In fact, this progression is so ubiquitous, a crafty youtuber has created a 35-minute mix of descending fifth progressions!
2. Ascending Step: Ascending steps often provide a moment of upward tilt during a phrase. The most notable ascending step motion is from IV-V near the end of a phrase. Other common ascending steps involve I-ii or V-vi. Below, we show the ascending step within a Bach chorale progression using an upward-tilting line:
3. Descending Third: A descending third can be thought as covering half the ground of a descending fifth. It is thus similarly directed, but a bit less powerful. Descending thirds often are strung together, connecting tonic (I) all the way to a ii or IV chord that will then proceed to V to mark the end of a phrase in some way. This is exactly what happens in the “Doo Wop” progression that was ubiquitous in 50’s pop:
A great example of this progression is in “Those Magic Changes” from Grease:
Other Good, but non-Directed, Motions
In addition to the stronger root motions noted above which push the phrase forward, there are a number of “holding pattern” progressions. These chord formulas typically involve alternation between two chords. They can go on for quite some time. I – IV – I (– IV – I – IV – I – as desired) I – V – I (– V – I – V – I – as desired)
An example can be seen right at the beginning of the Finale (Presto) from Beethoven, Symphony No. 5–it’s a phrase built out of only I and V:
A Global Model for Classical Chord Progression
The following diagram encapsulates all of the points made about chord progression above. By following the arrows, you will quickly be able to generate classical-sounding phrases. This, of course, is not the method that experienced composers use to write music, but it allows you to begin exploring how harmonies can work together to create harmonic progression.
A few important points to note about this chord chart
- The tonic, I, may move to any chord! These arrows are omitted only to avoid cluttering up the diagram.
- Harmonic progressions are shown at left. The two “holding patterns” are shown at right. Chords may toggle back and forth as many times as desired.
- The backbone of the PROGRESSION area, moving from left to right, is descending fifth motion. iii-vi, vi-ii, ii-V, and V-I are all examples of D5 motion.
- Within any box, the two chords are related by thirds. It is always better to move by descending third motion, particularly for IV-ii.
- Notable ascending 2nd motions are shown from iii-IV, IV-V, and from V-vi.
- The diagram applies to minor keys as well as major.
Other Chord Models from Other Musical Styles
In this class, we will not have the opportunity to explore other styles of music. You should be aware, though, that chord progressions vary tremendously among different types of music. In fact, a motion that sounds perfect in one style can sound completely strange, like a mistake, in another.
Consider the case of V-IV. This is considered a “retrogression” (backwards motion) in classical music, and is often marked wrong in theory classes.

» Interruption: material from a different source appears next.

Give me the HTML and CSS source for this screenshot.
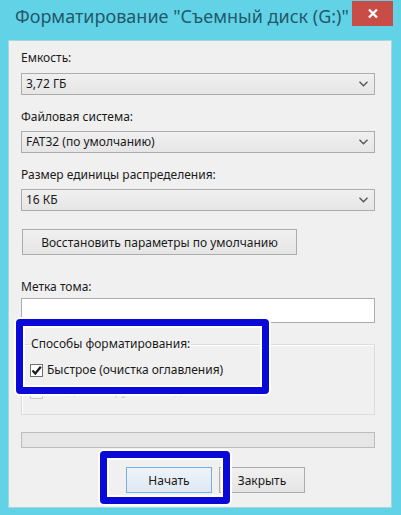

Yet this motion is absolutely stylistic to blues, jazz, and rock. In the standard 12-bar blues progression, shown below (each Roman numeral represents a measure of music), the V-IV motion occurs in mm. 9-10 in what could be considered the essential “cadence” of each blues phrase.
I I I I IV IV I I V IV I I (or V)
Famous examples of 12-bar blues: “Rock around the Clock” (Bill Haley) “Johnny B Goode” (Chuck Berry) “Rock and Roll” (Led Zeppelin) Countless other examples of chord motions can be found that are commonly used in rock and roll but not in Classical music. Rock often even uses chords with roots outside the traditional Classical gamut, namely the bVII (lowered seventh) chord. (The “Na na na” chorus from “Hey Jude” (Beatles) uses a bVII – IV – I over and over).
Composing with Frequently-Used Chord Successions
Of all the progressions in Classical music, where do most I chords go? Given all the progressions in Classical music, what would be a surprising chord to follow a V triad?
When you ask questions like this, you’re framing chord progressions in terms of their probabilities or frequencies. If we want to write a very expected or normal chord progression, we would simply look for chord progressions that occur most frequently –are most probable– in some repertoire of music. If we want to write a surprising chord progression, we would look for progressions that occur very infrequently in that repertoire. The chart that follows shows how often each succession of chord roots occurs in a dataset of Classical music (the dataset is described here):
We read the table by considering the left-hand column to indicate the first chord in a chord progression, and the top row to indicate the second chord. (A ii chord moves to a V chord 72% of the time: that value is in the fifth column of the second row.) Each row adds to 100%. This means that we can read each value as something like, “Of all the first chords in this dataset ___% go to second chord.” (i.e., “Of all the ii chords in the dataset, 72% go to V chords.”)
Looking at the chart, we can see that progressions that follow the above global model (like I-IV-V-I or vi-ii-V-I) get high percentages (i.e., high probabilities), while progressions that do not follow the global model (like vi-iii-vii-ii) have very low percentages. In other words, the global model is captures tendencies and frequently-used progressions and excludes those progressions that don’t happen very often.
A benefit of thinking about harmonic syntax in this way is that we can easily compare styles. The chart below now shows the probabilities of two-chord successions in a pop/rock dataset (described here):
Notice that some progressions that almost never happen in the Classical syntax happen in the pop/rock syntax: while V-IV happens very little in the Classical table (7%), it happens a reasonable amount in the pop/rock table (28%).
We can use these concepts to create our own chord progressions, relying on frequent/probable progressions for most our our successions, but using infrequent/improbable progressions to create moments of surprise. At this website you can create your own progressions in the key of C as the interface shows you a) the progressions’ probability in real time and b) other pop songs your progression is used in!
A great example of using low probabilities for effect is in the very first phrase of “Somewhere Over the Rainbow.” Judy Garland’s character sings “Somewhere over the rainbow…” over a tonic triad (“Some”), a vi triad (“where”) and a iii triad (“over the rainbow”). Looking at both the Classical and pop/rock tables, the move from vi to iii (an ascending fifth!) happens quite infrequently in these repertoires. And so, that chord change adds a surprise and poignancy to support the longing lyrics.